President Trump’s Executive Order for a review of Section 230 laws, which provide a level of legal exemption for digital platforms with respect to liability for what users post to them, has now moved to the next stage, with the FCC to decide on the fate of the proposal, and the case for any such revision.
Trump issued his EO after Twitter added warning labels to two of his tweets relating to election participation back in May. Trump had already flagged a potential review of conservative bias on social platforms, and Twitter’s warning labels pushed him to take action.
That resulted in the issuing of his executive order, which officially calls for:
- Increased transparency and accountability from online platforms in regards to platform policies
- A review of protections which provide social platforms a level legal immunity when selectively censoring speech
As per CNN:
“The [proposal is now] in the FCC’s court. The agency must now decide whether to agree to President Donald Trump’s call for FCC oversight of internet platforms. Trump and other Republicans have long criticized companies, including Facebook and Twitter, for allegedly censoring conservatives; the companies have denied the claims.”
If the FCC does decide to action the request, it could implement new restrictions on how social platforms operate, which would limit their capacity to take action on content, depending on the nuances of the updated regulations. But it could also provide the opposite outcome to what the Trump administration expects. Trump, seemingly, is looking to force social platforms to allow more free speech, but added legal liability would more likely see the platforms further limiting such in order to protect themselves from subsequent action.
Most legal experts don’t expect the proposal to be adopted by the FCC, which has traditionally avoided regulating internet companies.
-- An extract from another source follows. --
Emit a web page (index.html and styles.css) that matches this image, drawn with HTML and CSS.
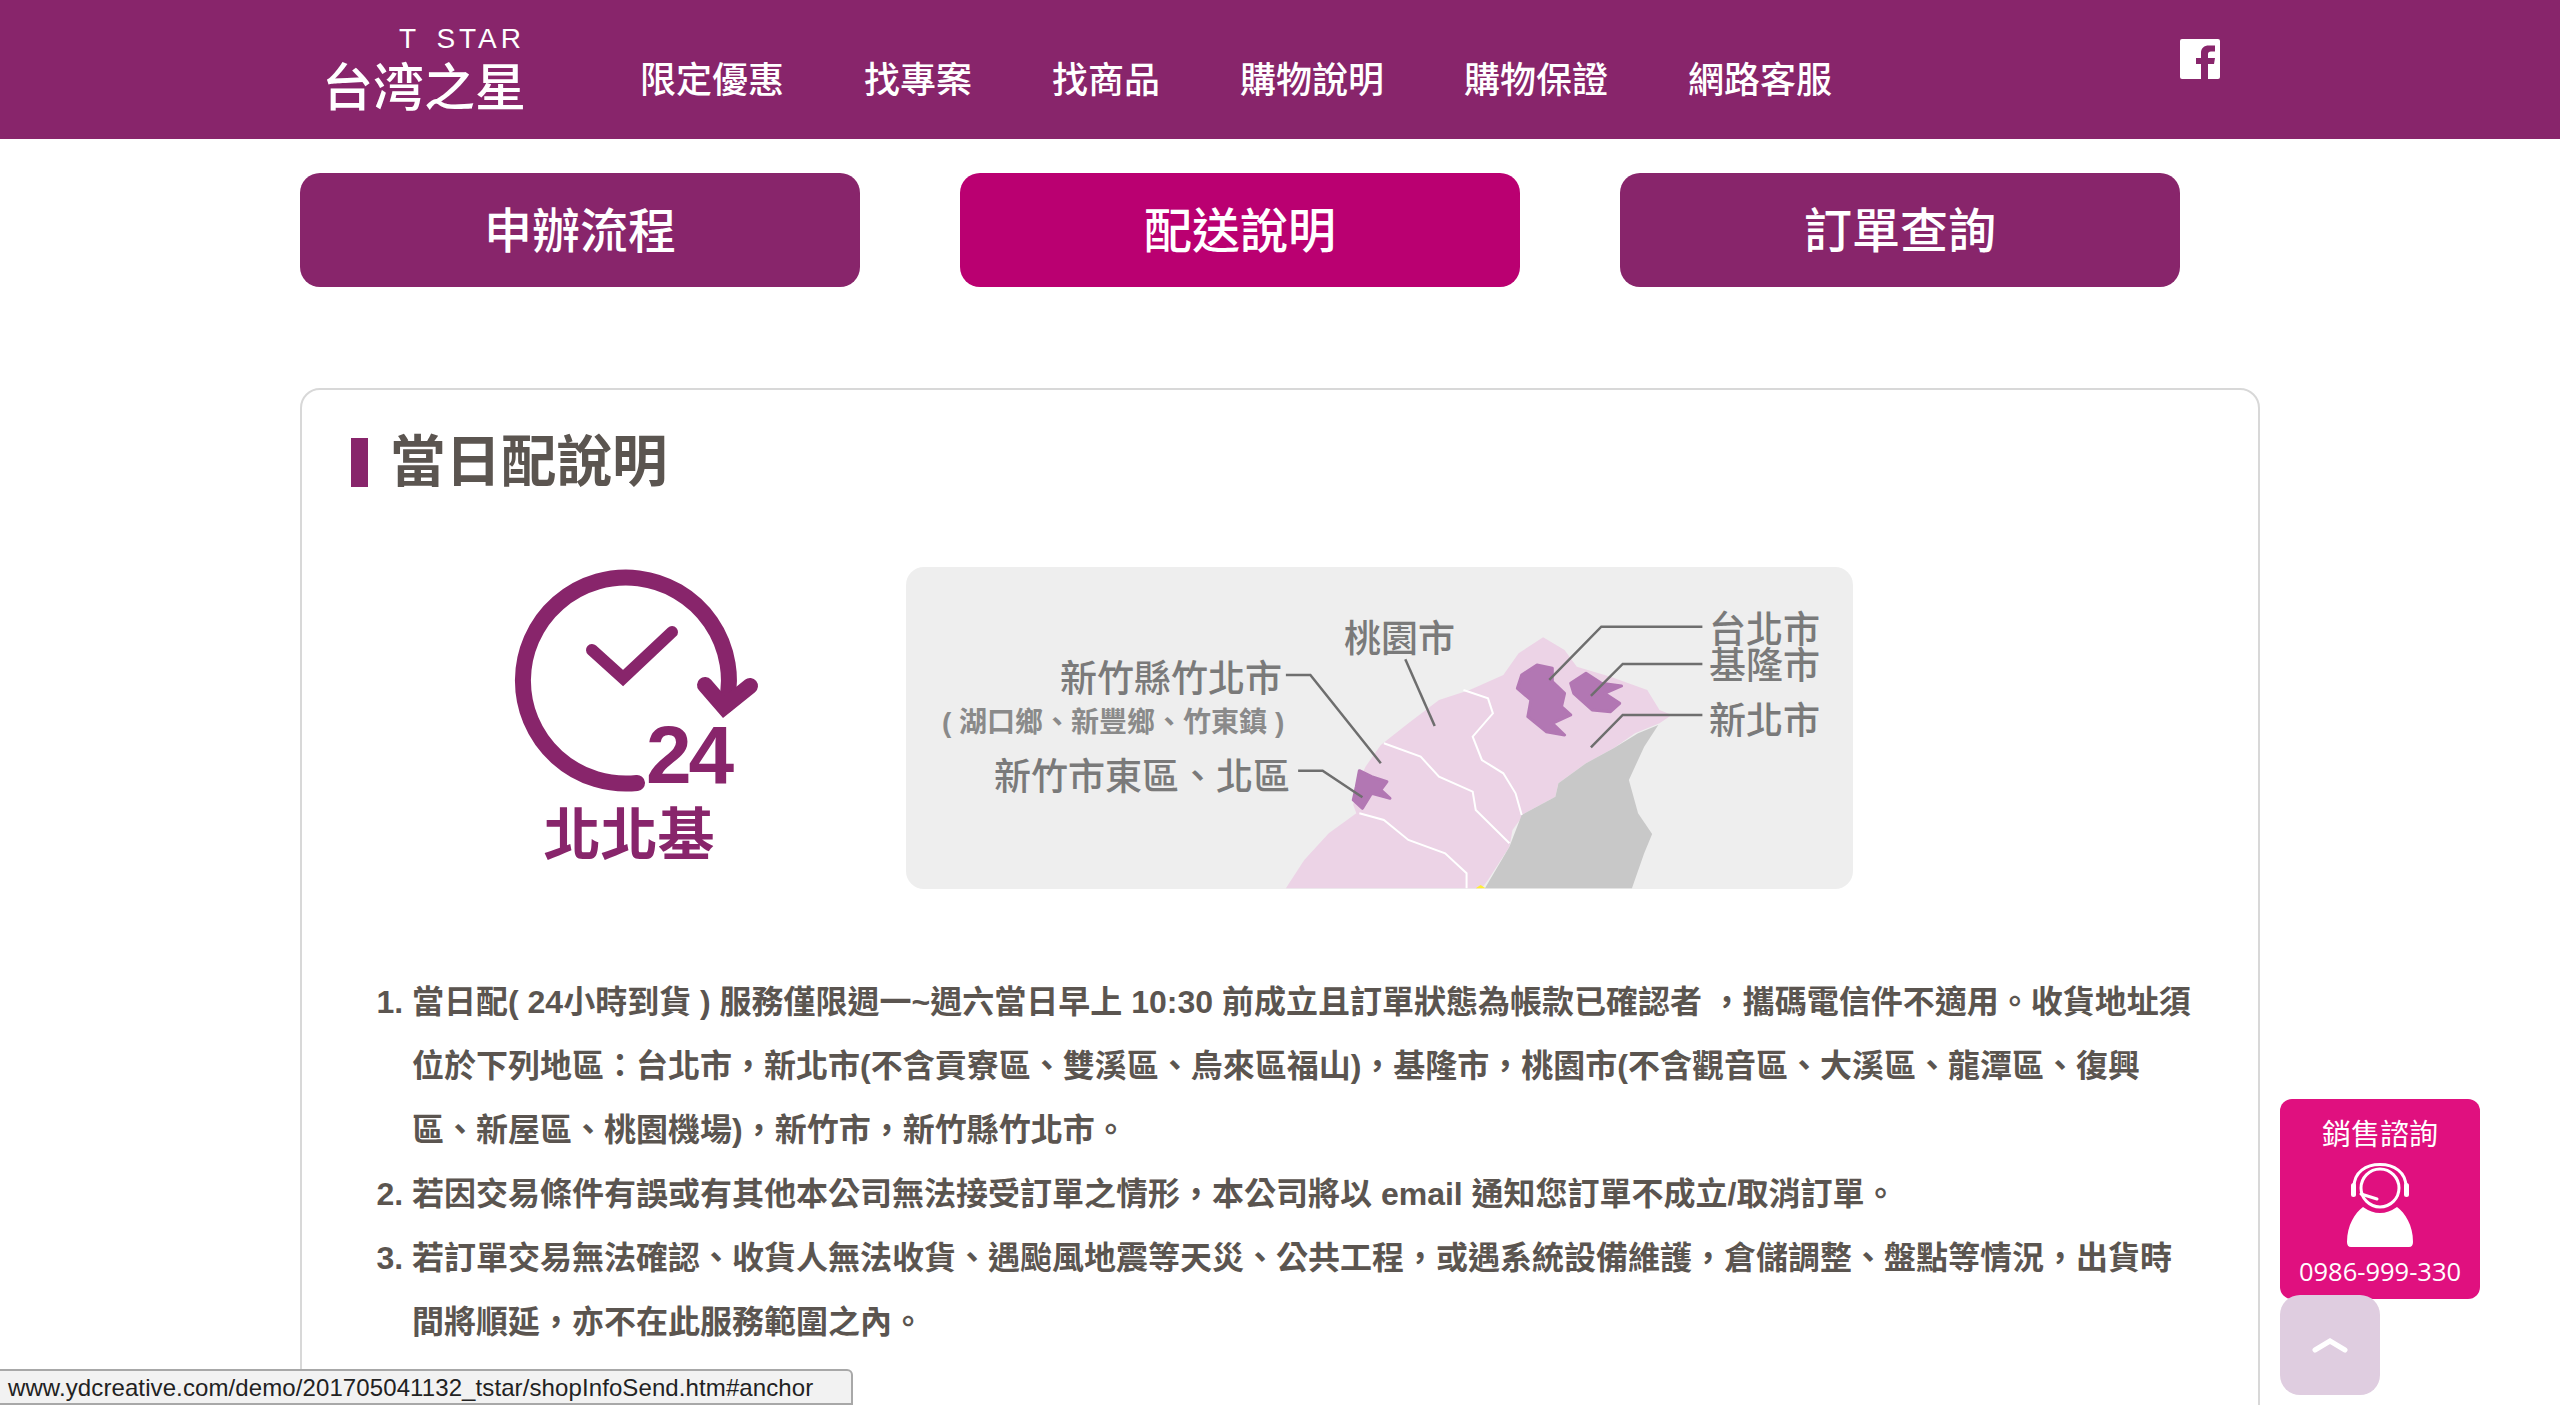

The FCC does implement standards are regulations for traditional media broadcasts (radio, TV, etc.), but the open nature of digital platforms adds another level of complexity, which means assigning legal responsibility, in any practical respect, is a difficult task
Essentially, applying traditional media regulations on contributor-driven networks is virtually unworkable, which means that the FCC would need to implement a whole new regulatory framework. Which is possible – and definitely, plenty of nations are already calling on social networks to take more action to address hate speech and other content violations. But it would be a significant shift, which would likely require powers beyond the scope of this order.
But, it is going ahead, and it may lead to a broader debate around the obligations of social networks, and the protections for such, moving forward.
That, most likely, won’t end up producing the result that the Trump administration is seeking, but it could spark a new, helpful debate around how we limit the spread of harmful content online.